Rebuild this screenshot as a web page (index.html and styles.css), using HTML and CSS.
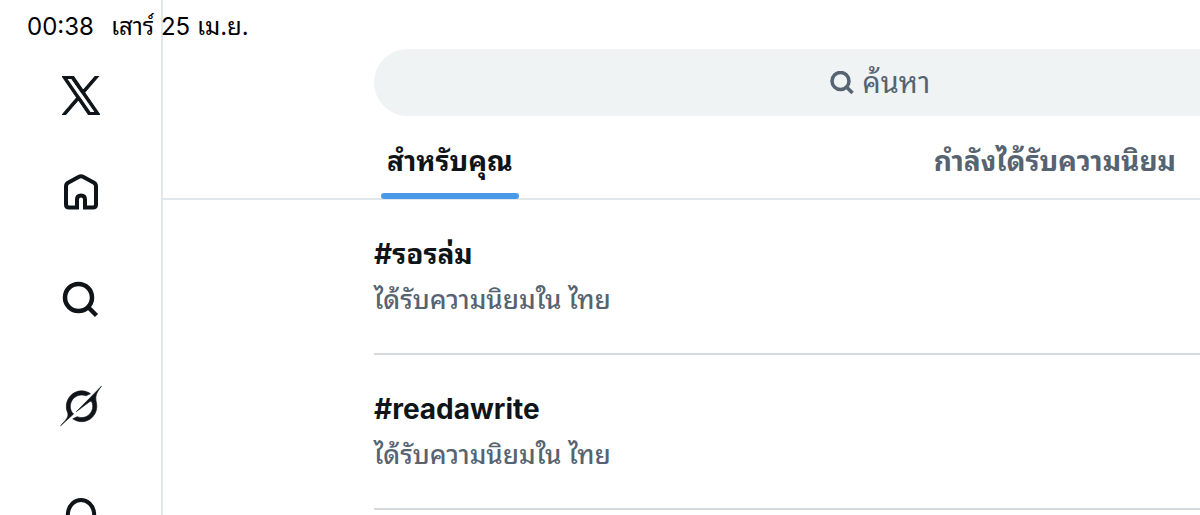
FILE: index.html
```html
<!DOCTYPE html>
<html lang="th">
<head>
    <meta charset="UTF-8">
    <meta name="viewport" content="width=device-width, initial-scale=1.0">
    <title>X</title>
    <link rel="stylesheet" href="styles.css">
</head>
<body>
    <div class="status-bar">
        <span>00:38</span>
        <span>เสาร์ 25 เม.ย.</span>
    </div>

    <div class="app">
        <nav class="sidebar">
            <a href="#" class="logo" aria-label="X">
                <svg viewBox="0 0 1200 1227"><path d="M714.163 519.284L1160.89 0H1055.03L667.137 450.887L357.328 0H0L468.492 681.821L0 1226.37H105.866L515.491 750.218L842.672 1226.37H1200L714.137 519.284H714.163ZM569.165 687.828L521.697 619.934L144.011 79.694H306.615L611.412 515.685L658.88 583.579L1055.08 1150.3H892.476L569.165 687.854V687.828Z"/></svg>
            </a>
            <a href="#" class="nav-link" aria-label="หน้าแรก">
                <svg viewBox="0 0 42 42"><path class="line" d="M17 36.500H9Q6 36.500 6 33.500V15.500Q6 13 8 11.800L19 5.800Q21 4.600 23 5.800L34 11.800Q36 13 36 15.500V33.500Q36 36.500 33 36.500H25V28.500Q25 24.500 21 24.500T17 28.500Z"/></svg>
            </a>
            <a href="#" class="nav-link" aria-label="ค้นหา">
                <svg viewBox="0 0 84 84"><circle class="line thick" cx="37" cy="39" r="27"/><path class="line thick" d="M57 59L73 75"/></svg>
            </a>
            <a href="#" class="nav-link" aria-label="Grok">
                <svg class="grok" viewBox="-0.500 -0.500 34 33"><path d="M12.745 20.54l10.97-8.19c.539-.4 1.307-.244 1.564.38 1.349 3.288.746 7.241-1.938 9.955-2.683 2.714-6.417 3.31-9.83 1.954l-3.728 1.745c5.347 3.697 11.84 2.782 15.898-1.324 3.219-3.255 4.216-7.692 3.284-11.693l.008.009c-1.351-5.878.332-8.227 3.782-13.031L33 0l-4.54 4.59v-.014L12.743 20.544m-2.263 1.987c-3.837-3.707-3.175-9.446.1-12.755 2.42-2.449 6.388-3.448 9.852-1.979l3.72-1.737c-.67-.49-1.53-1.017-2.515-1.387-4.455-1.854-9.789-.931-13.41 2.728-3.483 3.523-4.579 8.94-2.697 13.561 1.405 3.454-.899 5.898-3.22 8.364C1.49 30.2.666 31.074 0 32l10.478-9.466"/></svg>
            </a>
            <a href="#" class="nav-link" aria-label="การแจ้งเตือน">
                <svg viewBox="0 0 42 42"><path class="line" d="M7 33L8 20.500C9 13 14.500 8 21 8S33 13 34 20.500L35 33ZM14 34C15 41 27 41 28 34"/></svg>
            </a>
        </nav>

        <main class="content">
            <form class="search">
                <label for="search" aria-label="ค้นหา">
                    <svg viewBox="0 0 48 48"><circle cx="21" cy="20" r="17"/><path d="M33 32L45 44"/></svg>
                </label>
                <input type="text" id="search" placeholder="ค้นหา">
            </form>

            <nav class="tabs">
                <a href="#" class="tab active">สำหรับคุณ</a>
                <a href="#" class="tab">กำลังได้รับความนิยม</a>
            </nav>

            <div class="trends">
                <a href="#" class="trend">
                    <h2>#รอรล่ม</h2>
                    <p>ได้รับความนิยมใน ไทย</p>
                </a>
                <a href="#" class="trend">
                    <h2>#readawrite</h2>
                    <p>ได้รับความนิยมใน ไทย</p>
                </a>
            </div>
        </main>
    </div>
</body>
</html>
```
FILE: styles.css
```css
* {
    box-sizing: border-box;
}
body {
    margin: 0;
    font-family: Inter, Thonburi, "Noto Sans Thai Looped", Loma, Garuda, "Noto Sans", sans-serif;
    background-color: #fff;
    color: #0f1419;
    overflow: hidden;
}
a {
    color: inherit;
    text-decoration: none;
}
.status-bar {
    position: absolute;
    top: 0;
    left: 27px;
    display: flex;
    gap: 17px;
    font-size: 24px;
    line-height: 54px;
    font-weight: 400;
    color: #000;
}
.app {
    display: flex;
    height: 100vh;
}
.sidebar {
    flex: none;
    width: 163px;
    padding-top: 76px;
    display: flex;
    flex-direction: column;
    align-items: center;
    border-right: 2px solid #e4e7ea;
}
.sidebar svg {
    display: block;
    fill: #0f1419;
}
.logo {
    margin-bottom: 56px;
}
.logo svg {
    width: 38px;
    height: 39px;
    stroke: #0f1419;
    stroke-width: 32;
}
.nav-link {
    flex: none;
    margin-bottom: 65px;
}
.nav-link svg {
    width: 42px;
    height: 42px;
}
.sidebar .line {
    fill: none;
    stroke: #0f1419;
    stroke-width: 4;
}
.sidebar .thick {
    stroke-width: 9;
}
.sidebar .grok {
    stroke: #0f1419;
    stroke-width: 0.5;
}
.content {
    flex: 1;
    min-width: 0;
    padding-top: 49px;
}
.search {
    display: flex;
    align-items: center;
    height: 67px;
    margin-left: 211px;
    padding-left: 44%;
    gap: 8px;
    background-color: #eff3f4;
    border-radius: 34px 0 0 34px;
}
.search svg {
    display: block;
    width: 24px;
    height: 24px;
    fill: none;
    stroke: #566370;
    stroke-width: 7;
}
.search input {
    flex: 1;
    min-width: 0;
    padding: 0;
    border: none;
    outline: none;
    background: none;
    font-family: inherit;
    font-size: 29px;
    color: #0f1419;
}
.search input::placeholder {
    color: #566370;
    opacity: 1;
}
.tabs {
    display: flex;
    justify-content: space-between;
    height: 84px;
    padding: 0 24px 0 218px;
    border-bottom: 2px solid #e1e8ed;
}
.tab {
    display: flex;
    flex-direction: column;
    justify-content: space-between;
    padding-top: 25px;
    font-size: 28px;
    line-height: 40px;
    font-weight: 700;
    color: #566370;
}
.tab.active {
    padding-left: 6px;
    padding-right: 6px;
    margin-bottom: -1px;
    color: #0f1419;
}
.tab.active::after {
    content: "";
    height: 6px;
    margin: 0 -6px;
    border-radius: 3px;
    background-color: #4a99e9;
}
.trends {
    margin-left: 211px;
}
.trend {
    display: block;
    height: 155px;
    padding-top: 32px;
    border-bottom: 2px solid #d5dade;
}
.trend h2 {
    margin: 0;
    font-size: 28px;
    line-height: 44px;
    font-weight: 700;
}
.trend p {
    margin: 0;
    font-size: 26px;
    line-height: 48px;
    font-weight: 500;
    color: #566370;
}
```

• • •

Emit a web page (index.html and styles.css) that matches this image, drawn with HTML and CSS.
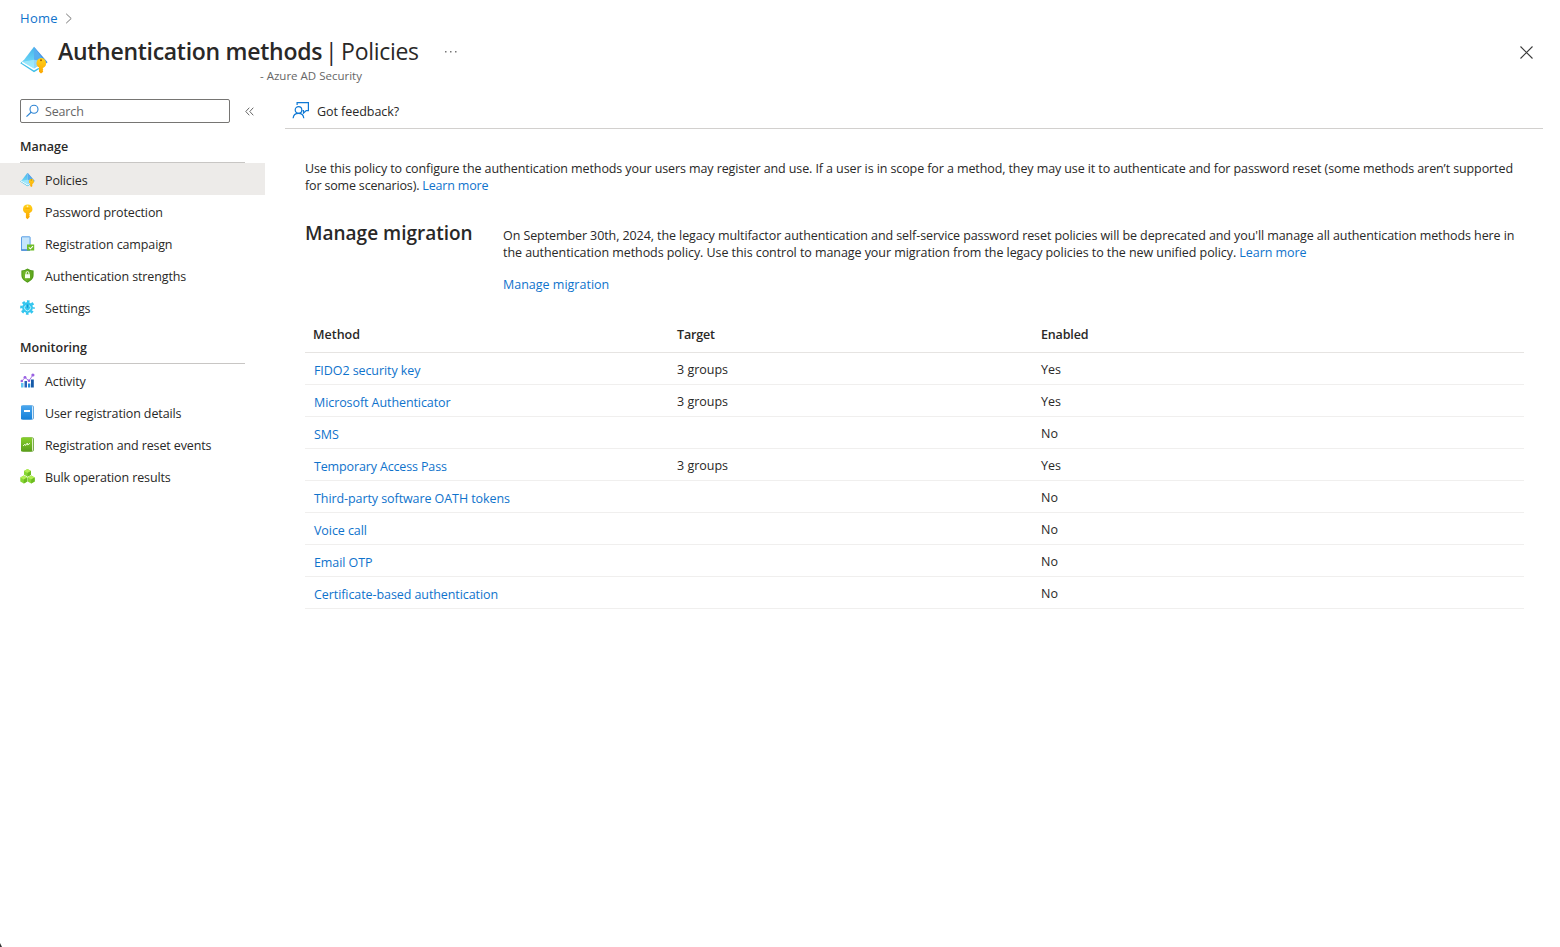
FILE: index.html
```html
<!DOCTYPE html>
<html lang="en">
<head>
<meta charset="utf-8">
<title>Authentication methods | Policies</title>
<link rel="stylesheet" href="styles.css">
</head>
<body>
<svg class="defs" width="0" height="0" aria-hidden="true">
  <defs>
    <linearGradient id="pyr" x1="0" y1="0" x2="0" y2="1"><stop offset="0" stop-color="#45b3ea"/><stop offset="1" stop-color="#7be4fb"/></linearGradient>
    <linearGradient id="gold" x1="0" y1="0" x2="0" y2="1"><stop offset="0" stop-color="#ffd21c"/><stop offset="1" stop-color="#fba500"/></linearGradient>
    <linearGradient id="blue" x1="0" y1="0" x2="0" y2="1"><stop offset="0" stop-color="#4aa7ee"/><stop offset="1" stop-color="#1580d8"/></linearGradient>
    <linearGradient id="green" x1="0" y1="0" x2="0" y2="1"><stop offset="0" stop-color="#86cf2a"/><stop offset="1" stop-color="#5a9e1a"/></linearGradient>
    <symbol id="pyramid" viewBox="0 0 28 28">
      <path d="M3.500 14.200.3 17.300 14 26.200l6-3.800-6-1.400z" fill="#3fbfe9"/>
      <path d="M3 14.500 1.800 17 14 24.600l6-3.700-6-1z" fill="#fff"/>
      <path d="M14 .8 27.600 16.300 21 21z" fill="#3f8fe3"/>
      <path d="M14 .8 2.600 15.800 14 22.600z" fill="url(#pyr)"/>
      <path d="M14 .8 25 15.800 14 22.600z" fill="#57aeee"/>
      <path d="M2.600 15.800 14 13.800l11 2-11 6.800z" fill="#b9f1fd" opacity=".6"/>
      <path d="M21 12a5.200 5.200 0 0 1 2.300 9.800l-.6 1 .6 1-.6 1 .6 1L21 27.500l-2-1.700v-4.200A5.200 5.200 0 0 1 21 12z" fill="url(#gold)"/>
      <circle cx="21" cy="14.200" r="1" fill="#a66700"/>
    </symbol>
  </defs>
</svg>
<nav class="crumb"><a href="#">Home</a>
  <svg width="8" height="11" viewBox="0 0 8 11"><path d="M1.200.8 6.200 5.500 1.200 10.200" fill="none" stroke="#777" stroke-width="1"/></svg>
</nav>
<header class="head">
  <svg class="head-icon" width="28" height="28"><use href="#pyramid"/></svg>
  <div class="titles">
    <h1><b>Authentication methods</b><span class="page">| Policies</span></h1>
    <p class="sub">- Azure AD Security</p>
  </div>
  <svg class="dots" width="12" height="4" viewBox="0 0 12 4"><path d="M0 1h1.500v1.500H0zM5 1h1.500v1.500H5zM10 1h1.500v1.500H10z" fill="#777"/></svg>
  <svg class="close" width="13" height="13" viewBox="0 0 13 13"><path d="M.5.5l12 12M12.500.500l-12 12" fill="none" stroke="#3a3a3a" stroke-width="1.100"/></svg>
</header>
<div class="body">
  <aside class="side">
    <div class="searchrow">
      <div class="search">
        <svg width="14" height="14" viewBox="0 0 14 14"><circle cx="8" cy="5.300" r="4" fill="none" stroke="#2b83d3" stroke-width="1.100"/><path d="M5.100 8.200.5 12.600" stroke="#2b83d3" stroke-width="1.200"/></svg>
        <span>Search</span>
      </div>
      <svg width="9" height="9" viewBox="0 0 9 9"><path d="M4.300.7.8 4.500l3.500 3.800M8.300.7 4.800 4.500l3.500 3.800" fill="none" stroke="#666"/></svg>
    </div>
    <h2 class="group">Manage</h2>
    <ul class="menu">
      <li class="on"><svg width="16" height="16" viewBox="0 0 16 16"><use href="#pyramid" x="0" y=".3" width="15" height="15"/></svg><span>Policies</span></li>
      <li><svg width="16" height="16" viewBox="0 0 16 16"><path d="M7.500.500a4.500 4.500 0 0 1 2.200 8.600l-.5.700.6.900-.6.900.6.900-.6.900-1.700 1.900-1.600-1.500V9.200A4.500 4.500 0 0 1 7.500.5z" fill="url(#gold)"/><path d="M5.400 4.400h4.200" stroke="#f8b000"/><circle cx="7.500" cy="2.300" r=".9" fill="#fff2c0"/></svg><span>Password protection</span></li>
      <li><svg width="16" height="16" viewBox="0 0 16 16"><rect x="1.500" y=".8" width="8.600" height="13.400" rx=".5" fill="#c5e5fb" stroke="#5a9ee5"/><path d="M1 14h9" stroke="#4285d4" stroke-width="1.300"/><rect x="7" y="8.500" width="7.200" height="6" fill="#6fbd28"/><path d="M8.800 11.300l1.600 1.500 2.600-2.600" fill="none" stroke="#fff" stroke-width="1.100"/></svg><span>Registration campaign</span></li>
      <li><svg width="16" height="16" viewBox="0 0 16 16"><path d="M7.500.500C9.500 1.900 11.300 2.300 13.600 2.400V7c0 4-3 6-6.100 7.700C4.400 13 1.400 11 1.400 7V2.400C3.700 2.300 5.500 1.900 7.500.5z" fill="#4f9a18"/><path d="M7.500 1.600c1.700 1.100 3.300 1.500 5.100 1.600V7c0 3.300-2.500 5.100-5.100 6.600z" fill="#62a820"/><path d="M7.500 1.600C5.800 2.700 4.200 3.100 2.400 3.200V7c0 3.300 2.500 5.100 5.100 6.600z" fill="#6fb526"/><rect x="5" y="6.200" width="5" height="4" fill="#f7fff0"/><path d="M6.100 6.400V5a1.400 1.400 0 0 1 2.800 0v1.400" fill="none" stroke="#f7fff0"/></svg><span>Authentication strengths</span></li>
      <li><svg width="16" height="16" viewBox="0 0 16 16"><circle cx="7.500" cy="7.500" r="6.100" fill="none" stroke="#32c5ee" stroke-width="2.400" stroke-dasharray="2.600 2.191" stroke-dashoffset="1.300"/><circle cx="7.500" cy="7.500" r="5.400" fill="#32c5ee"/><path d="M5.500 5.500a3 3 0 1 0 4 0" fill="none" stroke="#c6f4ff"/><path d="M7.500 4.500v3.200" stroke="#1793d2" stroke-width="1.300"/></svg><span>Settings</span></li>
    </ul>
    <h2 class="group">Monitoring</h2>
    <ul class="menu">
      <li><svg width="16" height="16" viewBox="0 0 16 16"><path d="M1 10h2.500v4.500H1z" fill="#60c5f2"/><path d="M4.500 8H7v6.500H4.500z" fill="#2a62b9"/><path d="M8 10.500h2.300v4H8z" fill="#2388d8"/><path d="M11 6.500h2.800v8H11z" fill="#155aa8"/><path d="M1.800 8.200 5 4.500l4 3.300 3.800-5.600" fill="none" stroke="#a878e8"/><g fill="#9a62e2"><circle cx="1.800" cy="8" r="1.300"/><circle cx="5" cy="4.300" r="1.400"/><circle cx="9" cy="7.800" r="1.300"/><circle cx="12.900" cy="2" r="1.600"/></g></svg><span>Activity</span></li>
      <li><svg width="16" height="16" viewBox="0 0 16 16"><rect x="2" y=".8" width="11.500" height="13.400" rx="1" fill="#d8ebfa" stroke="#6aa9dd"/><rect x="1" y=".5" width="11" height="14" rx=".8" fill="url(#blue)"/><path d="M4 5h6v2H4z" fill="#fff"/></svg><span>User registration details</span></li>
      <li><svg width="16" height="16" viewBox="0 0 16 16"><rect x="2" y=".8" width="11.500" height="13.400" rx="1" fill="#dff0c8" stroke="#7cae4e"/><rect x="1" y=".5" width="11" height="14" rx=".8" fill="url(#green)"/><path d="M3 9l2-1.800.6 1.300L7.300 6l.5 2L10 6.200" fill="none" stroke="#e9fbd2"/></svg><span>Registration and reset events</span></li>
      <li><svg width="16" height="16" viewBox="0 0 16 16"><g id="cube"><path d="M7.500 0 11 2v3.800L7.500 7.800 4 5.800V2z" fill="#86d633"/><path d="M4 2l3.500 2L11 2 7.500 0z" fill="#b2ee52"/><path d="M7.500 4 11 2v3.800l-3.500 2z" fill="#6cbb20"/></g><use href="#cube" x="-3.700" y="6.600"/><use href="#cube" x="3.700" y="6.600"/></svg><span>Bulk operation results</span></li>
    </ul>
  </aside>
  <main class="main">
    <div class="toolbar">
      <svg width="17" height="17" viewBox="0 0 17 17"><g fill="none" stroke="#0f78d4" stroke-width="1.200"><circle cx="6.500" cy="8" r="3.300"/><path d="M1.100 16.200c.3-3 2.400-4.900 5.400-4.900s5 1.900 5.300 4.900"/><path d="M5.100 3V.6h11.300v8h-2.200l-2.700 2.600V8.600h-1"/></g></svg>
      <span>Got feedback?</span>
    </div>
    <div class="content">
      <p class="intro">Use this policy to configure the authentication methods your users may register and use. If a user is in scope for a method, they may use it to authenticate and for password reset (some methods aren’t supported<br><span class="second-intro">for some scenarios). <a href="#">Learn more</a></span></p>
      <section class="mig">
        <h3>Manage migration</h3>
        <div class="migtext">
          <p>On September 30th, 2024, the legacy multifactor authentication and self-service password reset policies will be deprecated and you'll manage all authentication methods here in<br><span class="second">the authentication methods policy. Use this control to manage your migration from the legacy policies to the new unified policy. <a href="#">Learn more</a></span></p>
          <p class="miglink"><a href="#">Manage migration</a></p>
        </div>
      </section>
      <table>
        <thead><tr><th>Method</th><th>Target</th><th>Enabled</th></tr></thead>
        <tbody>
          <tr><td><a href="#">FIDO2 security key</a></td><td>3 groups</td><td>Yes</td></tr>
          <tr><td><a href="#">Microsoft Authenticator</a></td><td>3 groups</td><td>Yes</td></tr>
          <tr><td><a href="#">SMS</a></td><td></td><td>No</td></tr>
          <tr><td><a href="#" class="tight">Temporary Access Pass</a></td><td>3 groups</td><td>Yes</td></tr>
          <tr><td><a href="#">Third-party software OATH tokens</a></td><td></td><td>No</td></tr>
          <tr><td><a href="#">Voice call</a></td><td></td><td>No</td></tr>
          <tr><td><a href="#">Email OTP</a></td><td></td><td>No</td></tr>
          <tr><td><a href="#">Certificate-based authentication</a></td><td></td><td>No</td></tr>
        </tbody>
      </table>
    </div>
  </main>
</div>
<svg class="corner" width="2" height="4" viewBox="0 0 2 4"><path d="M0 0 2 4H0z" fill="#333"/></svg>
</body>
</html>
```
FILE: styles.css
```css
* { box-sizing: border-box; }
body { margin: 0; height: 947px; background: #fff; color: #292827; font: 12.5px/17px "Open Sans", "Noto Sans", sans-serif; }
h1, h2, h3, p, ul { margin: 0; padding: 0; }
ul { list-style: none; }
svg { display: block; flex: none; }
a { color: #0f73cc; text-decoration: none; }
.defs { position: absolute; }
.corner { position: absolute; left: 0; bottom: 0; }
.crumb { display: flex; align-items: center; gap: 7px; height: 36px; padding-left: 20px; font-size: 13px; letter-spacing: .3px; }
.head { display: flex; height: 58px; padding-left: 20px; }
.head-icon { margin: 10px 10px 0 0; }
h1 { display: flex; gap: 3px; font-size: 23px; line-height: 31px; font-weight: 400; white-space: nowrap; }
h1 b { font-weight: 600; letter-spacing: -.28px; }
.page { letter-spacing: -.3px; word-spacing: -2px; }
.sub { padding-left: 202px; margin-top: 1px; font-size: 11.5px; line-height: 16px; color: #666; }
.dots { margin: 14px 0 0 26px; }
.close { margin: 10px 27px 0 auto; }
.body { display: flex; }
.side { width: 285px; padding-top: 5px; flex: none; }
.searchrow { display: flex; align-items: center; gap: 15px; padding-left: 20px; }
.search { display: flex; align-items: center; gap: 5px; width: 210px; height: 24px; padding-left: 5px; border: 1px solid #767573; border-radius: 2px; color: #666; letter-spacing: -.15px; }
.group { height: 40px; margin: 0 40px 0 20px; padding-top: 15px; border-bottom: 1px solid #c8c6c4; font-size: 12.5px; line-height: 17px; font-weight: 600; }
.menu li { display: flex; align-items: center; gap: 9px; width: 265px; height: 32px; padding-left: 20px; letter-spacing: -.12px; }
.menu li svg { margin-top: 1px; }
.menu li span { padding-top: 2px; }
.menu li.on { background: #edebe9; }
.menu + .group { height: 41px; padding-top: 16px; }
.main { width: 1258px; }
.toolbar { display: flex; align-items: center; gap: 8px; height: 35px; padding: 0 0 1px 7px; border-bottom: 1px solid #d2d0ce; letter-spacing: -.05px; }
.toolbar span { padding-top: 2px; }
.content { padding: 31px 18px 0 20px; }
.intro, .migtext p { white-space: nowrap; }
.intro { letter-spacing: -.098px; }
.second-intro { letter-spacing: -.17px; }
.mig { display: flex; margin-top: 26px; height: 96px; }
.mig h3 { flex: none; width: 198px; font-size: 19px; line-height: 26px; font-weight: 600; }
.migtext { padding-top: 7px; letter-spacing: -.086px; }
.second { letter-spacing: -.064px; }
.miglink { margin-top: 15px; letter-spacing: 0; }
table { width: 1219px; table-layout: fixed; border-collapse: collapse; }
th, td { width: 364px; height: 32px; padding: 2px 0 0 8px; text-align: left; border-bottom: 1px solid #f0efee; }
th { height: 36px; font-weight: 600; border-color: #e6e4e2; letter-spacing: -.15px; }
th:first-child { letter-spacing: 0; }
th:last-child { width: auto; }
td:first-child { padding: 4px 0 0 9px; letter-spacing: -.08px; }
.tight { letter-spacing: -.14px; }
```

• • •

**What the task requires**
Read through the entries and copy every line that includes "index".

**Complete response**
Rebuild this screenshot as a web page (index.html and styles.css), using HTML and CSS.
FILE: index.html
Emit a web page (index.html and styles.css) that matches this image, drawn with HTML and CSS.
FILE: index.html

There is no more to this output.